-- WHAT IS ASKED --
Using the records below, locate all lines containing "that" and return them.

-- INFORMATION SUPPLIED --
§ §
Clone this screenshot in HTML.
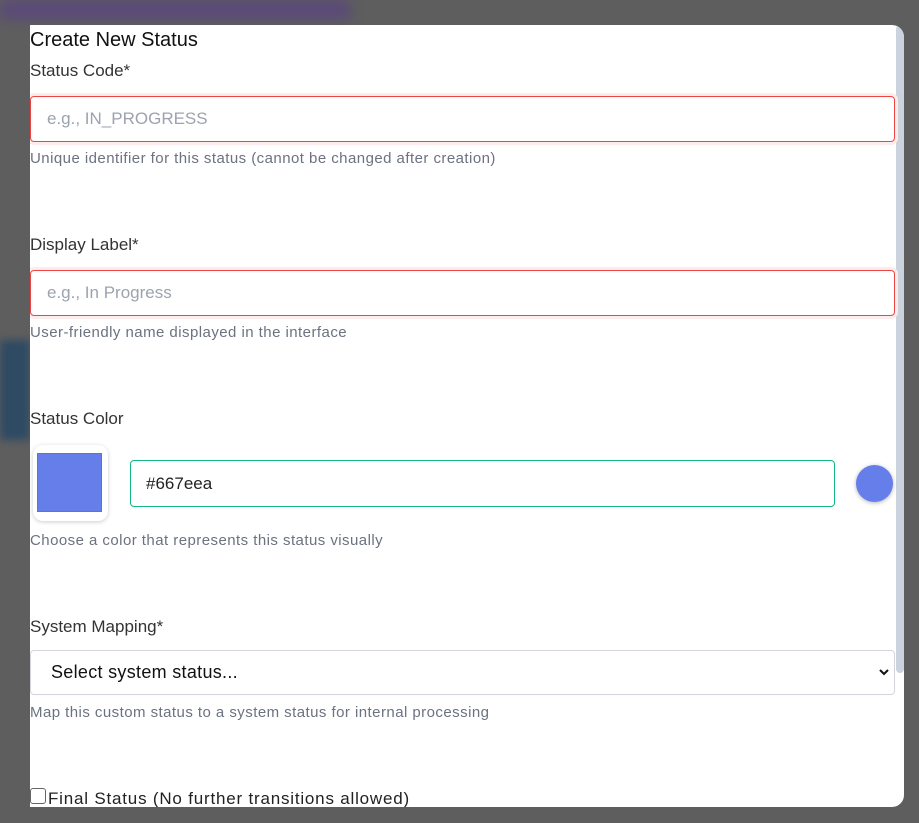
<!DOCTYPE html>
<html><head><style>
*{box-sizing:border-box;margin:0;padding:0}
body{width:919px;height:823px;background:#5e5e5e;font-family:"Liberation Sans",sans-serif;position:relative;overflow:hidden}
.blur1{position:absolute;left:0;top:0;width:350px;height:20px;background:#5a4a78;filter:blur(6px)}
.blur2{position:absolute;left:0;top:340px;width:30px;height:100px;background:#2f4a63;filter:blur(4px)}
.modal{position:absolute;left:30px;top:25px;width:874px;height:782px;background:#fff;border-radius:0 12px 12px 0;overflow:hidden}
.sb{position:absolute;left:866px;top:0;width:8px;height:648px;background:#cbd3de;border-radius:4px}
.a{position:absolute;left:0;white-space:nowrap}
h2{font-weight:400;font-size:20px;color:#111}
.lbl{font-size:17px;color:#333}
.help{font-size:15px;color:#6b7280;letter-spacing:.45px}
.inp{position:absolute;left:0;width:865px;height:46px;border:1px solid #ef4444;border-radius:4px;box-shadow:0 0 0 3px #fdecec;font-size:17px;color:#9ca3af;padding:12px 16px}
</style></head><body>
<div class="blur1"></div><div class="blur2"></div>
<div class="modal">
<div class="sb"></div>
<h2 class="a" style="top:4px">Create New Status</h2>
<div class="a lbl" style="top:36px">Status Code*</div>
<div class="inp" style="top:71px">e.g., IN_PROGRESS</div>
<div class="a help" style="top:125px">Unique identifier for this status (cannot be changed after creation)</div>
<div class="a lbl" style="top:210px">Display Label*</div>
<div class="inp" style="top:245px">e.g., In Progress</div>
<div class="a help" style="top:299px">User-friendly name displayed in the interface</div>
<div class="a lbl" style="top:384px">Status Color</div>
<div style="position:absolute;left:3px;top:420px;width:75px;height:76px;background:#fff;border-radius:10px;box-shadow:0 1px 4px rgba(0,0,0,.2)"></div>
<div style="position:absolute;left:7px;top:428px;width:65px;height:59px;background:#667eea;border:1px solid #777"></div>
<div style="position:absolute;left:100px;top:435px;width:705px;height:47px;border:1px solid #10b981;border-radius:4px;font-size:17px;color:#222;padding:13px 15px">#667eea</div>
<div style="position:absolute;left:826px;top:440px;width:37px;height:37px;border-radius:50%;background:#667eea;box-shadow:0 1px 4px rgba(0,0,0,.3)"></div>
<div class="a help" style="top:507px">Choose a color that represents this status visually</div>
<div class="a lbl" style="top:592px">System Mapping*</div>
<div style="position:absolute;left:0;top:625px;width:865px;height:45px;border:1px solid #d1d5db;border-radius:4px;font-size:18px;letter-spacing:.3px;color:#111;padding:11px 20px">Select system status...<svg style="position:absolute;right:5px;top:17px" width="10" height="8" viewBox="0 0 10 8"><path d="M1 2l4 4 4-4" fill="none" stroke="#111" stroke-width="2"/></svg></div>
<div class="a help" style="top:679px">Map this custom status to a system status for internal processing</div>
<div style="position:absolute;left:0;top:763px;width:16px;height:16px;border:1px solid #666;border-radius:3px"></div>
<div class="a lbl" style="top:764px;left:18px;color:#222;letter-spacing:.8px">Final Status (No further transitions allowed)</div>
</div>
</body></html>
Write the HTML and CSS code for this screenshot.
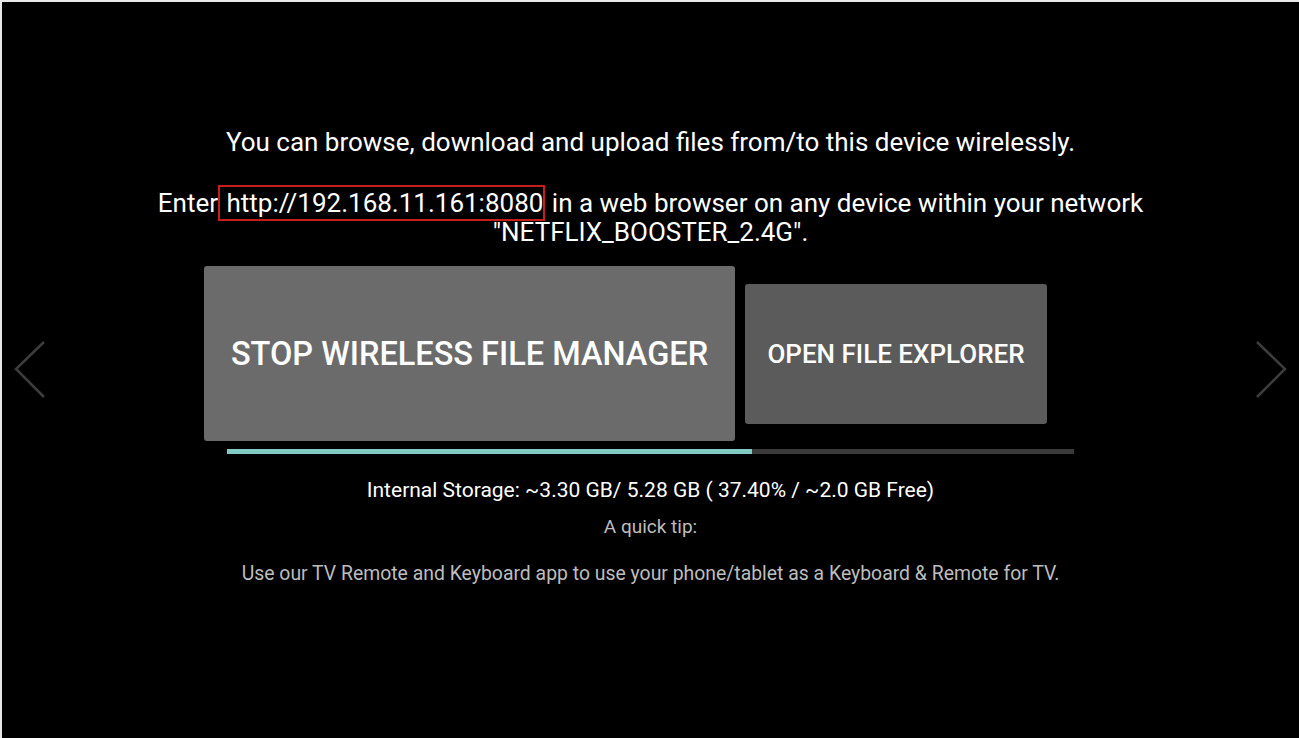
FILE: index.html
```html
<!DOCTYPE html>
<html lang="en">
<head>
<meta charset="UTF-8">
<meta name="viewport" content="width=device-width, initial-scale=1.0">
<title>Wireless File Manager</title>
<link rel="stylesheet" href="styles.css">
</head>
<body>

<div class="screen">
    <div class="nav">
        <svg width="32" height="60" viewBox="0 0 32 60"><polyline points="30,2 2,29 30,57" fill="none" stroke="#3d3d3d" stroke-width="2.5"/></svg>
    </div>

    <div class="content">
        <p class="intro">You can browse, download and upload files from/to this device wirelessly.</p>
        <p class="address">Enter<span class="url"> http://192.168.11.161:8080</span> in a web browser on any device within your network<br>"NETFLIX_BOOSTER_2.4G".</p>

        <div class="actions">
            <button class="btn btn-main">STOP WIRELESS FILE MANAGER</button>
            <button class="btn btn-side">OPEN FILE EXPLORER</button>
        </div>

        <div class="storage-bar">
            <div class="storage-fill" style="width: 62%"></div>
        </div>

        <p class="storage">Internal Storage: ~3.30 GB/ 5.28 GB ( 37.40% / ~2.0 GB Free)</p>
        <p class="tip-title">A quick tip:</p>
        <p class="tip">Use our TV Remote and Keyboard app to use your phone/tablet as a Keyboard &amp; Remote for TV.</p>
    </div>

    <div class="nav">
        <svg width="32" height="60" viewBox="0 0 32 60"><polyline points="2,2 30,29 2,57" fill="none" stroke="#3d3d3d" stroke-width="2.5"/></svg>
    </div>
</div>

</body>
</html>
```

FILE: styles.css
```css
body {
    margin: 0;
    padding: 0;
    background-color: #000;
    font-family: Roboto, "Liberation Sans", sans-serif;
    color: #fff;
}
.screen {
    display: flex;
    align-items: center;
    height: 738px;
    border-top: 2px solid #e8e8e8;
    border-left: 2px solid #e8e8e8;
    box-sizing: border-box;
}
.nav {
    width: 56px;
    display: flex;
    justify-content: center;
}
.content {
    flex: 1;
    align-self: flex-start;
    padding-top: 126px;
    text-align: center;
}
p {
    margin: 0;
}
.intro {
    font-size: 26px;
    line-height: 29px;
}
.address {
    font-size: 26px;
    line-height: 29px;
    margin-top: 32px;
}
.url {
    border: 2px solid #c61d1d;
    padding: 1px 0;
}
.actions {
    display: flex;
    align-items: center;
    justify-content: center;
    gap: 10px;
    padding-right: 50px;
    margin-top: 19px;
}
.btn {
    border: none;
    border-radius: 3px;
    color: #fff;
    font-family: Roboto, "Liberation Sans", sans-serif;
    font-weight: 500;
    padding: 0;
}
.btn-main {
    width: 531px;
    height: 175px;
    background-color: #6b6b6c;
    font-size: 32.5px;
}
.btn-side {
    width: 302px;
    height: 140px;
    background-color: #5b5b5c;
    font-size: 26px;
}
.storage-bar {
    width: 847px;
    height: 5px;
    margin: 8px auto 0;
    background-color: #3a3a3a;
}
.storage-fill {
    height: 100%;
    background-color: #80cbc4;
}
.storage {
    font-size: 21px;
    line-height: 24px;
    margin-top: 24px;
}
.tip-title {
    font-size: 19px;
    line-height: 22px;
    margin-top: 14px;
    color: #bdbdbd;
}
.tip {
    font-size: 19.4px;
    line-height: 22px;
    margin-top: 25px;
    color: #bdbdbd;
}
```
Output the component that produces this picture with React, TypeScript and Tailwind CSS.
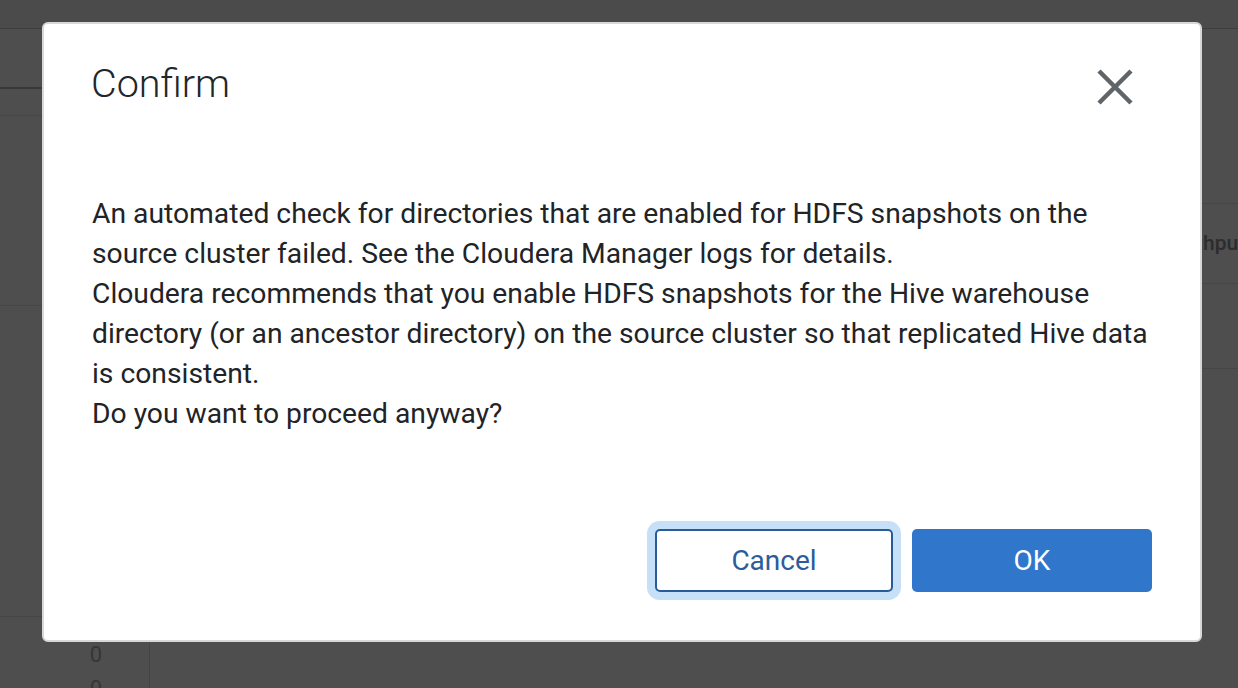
§ §
-- SOLUTION --
<div class="a help" style="top:507px">Choose a color that represents this status visually</div>
Output the component that produces this picture with React, TypeScript and Tailwind CSS.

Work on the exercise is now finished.